I am factoring in how Perfect Preparation changed her, her discussions with Noritoshi, and the sumo self-discovery (which was less about Maki, in my opinion, and more about Toji haunting the narrative), but I can't really land on an interpretation for this moment, with evidence provided by earlier chapters. With the ~month-long timeskip, it is impossible for me to know if any of the character interactions I can presume happened with Maki and Gojo led to this. Simply because I can't know what those interactions were, or even how many they had.
So this ends up just being nothing. The bare minimum, and maximum, it does is tell me that Maki has returned to a state of mind where she can 'threaten' some good old-fashioned roughhousing, maybe. There are some bits just a little later that could potentially give me more to go on, but she's largely played as having the same role as at least two other people in the following scenes. There are differences in expression for the "Go get 'em, tiger." scene with Gojo, but Maki doesn't affect anything through her action or inaction, and ends up replaceable, as a result. Though not nearly to the extent of Miwa, who might as well be named "Missing", for all her lack of relevance to...anything.

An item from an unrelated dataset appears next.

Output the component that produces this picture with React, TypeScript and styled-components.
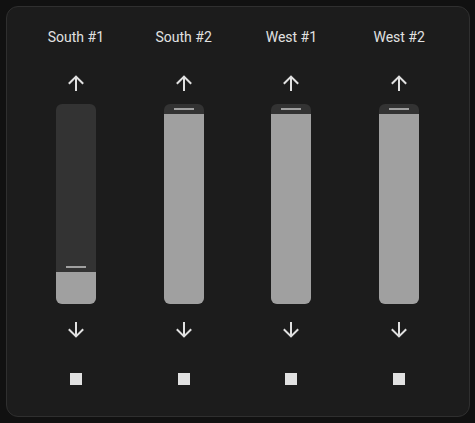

This is fairly light analysis, damn near a vent post with extra steps, but I do think the short supply of character-building moments throughout the manga cheapens both its characters and its pacing. Culling Games, while having FAR more pressing issues than needing more time to flesh out characters, did suffer from the time-jumps that the first half of the manga was prone to, and I hate to see this story convention return so abruptly and damningly.